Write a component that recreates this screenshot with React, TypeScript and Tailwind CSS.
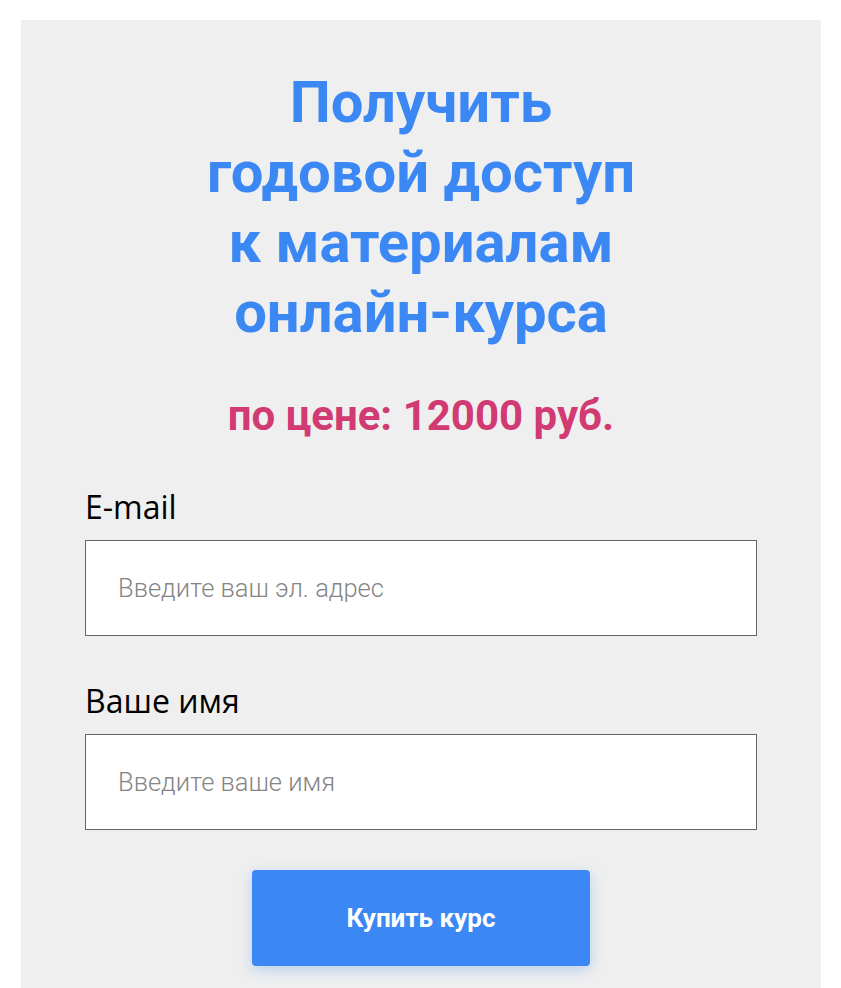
export default function App() {
  return (
    <div className="min-h-screen bg-white px-[21px] pt-5 pr-[20px]">
      <div className="bg-[#efefef] px-16 pt-[47px] pb-6 min-h-[968px]">
        <h1 className="text-center font-['Roboto',sans-serif] font-bold text-[58px] leading-[70px] text-[#3b88f5]">
          Получить
          <br />
          годовой доступ
          <br />к материалам
          <br />
          онлайн-курса
        </h1>

        <p className="mt-[45px] text-center font-['Roboto',sans-serif] font-bold text-[42px] leading-[48px] text-[#d13a72]">
          по цене: 12000 руб.
        </p>

        <form className="mt-[45px]">
          <label className="block font-['Open_Sans',sans-serif] text-[32px] leading-[44px] text-black">
            E-mail
          </label>
          <input
            type="email"
            placeholder="Введите ваш эл. адрес"
            className="mt-[11px] block w-full h-[96px] border border-[#666] bg-white px-8 font-['Roboto',sans-serif] font-light text-[25.5px] placeholder:text-[#858585] outline-none"
          />

          <label className="mt-[43px] block font-['Open_Sans',sans-serif] text-[32px] leading-[44px] text-black">
            Ваше имя
          </label>
          <input
            type="text"
            placeholder="Введите ваше имя"
            className="mt-[11px] block w-full h-[96px] border border-[#666] bg-white px-8 font-['Roboto',sans-serif] font-light text-[25.5px] placeholder:text-[#858585] outline-none"
          />

          <div className="mt-10 flex justify-center">
            <button
              type="button"
              className="w-[338px] h-[96px] rounded-[4px] bg-[#3b88f5] font-['Roboto',sans-serif] font-bold text-[26px] text-white shadow-[0_4px_14px_rgba(59,136,245,0.3)]"
            >
              Купить курс
            </button>
          </div>
        </form>
      </div>
    </div>
  );
}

• _Stated task_
With the pictures left out, transcribe the material exactly.

• _Task solution_
Write a component that recreates this screenshot with React, TypeScript and Tailwind CSS.
export default function App() {
  return (
    <div className="min-h-screen bg-white px-[21px] pt-5 pr-[20px]">
      <div className="bg-[#efefef] px-16 pt-[47px] pb-6 min-h-[968px]">
        <h1 className="text-center font-['Roboto',sans-serif] font-bold text-[58px] leading-[70px] text-[#3b88f5]">
          Получить
          <br />
          годовой доступ
          <br />к материалам
          <br />
          онлайн-курса
        </h1>

        <p className="mt-[45px] text-center font-['Roboto',sans-serif] font-bold text-[42px] leading-[48px] text-[#d13a72]">
          по цене: 12000 руб.
        </p>

        <form className="mt-[45px]">
          <label className="block font-['Open_Sans',sans-serif] text-[32px] leading-[44px] text-black">
            E-mail
          </label>
          <input
            type="email"
            placeholder="Введите ваш эл. адрес"
            className="mt-[11px] block w-full h-[96px] border border-[#666] bg-white px-8 font-['Roboto',sans-serif] font-light text-[25.5px] placeholder:text-[#858585] outline-none"
          />

          <label className="mt-[43px] block font-['Open_Sans',sans-serif] text-[32px] leading-[44px] text-black">
            Ваше имя
          </label>
          <input
            type="text"
            placeholder="Введите ваше имя"
            className="mt-[11px] block w-full h-[96px] border border-[#666] bg-white px-8 font-['Roboto',sans-serif] font-light text-[25.5px] placeholder:text-[#858585] outline-none"
          />

          <div className="mt-10 flex justify-center">
            <button
              type="button"
              className="w-[338px] h-[96px] rounded-[4px] bg-[#3b88f5] font-['Roboto',sans-serif] font-bold text-[26px] text-white shadow-[0_4px_14px_rgba(59,136,245,0.3)]"
            >
              Купить курс
            </button>
          </div>
        </form>
      </div>
    </div>
  );
}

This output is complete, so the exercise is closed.